**Instruction:** Search the records for the word "Tailwind" and pick out every line that has it.

**Data section:**

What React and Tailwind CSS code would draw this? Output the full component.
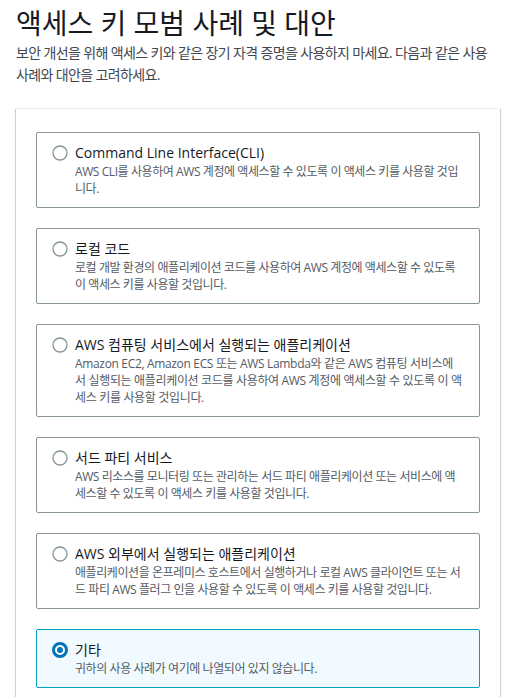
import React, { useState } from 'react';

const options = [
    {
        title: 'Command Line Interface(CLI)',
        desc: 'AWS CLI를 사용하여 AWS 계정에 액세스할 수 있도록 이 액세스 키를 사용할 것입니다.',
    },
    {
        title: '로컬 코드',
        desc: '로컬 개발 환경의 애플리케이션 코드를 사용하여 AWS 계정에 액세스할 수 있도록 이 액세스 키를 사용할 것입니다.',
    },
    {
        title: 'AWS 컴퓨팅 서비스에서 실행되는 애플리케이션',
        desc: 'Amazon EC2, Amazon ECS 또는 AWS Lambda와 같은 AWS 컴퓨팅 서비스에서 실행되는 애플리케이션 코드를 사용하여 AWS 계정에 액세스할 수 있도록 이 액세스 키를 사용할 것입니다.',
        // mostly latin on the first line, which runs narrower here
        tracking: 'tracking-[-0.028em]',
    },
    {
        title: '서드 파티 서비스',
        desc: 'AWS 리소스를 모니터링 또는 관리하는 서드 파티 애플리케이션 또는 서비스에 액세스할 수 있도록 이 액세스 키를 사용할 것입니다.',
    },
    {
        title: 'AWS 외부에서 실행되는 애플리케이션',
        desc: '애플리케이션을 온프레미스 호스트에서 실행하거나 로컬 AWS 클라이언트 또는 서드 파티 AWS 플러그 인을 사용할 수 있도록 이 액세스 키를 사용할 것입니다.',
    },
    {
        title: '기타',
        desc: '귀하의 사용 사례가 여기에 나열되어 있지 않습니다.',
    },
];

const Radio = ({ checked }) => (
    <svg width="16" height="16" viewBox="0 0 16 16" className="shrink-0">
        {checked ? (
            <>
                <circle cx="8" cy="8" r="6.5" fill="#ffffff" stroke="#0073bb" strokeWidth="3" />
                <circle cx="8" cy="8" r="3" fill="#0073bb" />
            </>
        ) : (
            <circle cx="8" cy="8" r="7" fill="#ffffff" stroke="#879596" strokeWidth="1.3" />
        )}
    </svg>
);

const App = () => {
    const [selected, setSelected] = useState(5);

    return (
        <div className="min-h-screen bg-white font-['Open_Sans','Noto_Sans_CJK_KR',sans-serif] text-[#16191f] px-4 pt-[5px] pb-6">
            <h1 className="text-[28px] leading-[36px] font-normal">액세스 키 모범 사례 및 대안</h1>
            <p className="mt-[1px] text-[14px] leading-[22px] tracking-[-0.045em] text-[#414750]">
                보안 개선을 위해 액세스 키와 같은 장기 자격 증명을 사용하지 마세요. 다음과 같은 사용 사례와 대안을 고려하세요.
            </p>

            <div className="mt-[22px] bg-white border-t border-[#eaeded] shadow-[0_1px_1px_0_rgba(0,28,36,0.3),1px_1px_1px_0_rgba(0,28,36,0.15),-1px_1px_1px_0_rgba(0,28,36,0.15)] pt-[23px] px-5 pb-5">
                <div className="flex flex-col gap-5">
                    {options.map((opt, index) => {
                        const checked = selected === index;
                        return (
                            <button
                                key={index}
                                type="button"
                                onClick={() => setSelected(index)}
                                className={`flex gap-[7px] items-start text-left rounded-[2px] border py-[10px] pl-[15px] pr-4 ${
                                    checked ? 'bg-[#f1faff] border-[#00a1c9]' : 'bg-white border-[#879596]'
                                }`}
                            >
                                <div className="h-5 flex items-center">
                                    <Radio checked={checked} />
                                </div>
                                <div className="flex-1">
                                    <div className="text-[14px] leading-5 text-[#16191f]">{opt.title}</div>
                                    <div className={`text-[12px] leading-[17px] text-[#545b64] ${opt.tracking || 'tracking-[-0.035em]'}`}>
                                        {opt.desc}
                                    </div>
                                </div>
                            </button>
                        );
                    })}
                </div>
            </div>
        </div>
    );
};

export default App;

--

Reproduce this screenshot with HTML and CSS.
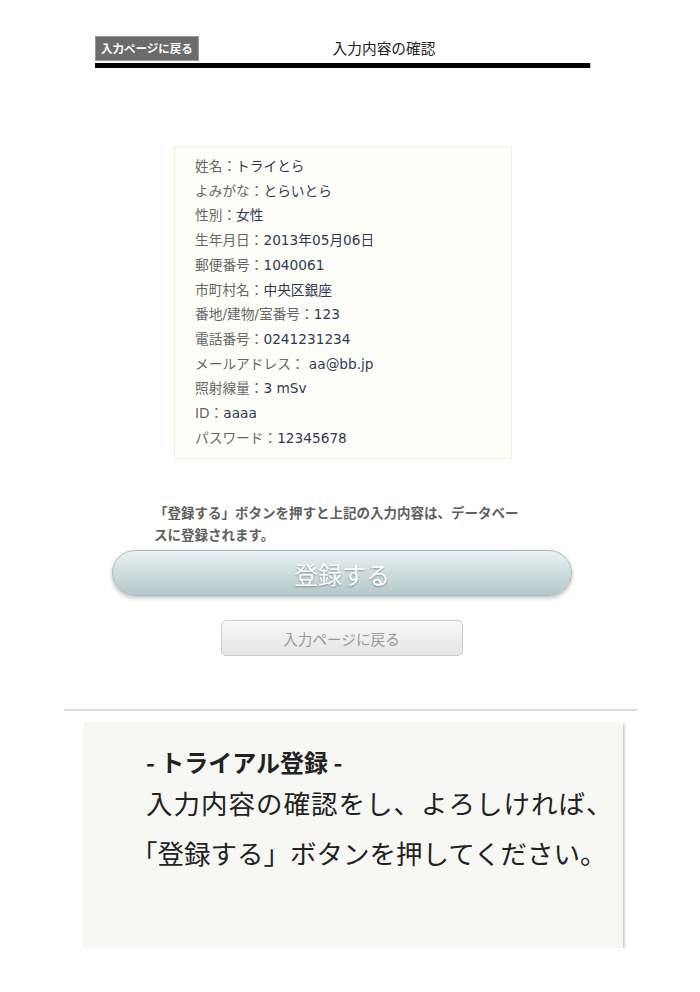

* * *

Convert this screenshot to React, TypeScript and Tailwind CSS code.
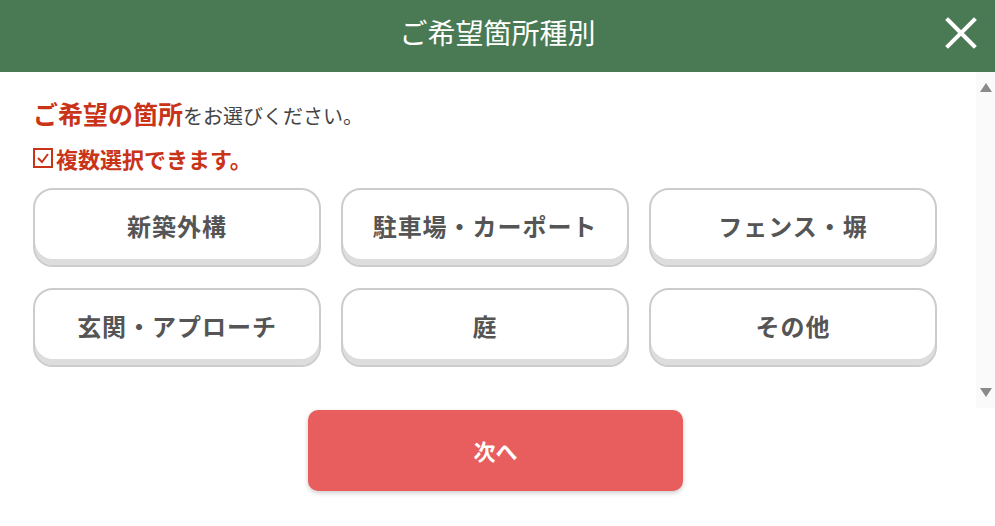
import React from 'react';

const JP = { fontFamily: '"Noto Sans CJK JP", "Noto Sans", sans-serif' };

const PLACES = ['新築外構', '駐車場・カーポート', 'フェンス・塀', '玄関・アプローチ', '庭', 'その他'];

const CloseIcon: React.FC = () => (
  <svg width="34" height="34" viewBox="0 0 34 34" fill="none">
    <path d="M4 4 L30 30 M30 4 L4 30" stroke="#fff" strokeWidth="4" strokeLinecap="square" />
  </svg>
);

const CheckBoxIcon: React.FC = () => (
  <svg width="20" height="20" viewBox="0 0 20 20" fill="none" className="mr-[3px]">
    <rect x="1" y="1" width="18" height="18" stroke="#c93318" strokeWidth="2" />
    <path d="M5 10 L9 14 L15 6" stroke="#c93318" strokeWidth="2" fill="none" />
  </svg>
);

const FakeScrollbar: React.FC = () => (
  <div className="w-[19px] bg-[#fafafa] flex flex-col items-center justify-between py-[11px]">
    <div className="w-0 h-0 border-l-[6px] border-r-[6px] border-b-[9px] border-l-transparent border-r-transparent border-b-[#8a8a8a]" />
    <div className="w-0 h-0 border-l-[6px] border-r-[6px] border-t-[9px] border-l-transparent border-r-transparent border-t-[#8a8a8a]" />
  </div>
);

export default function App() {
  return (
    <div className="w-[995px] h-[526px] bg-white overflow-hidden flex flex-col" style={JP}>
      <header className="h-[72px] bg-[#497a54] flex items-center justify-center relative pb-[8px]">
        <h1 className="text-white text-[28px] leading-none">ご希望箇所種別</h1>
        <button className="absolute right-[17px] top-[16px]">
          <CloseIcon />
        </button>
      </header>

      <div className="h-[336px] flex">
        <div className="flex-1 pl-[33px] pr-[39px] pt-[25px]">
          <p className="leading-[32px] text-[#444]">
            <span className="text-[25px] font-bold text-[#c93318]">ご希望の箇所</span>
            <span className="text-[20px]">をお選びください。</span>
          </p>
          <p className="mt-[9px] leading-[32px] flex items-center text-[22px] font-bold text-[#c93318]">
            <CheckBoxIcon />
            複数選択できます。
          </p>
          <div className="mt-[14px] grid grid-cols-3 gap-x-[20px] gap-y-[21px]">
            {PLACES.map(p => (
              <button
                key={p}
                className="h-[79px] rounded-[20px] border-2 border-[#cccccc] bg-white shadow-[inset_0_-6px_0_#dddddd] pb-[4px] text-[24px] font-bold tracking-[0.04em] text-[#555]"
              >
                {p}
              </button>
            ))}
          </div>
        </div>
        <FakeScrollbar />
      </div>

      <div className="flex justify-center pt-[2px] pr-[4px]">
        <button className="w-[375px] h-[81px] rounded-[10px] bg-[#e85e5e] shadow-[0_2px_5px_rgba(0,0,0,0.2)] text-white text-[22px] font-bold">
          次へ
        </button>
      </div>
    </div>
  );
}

**Output for this task:**
What React and Tailwind CSS code would draw this? Output the full component.
Convert this screenshot to React, TypeScript and Tailwind CSS code.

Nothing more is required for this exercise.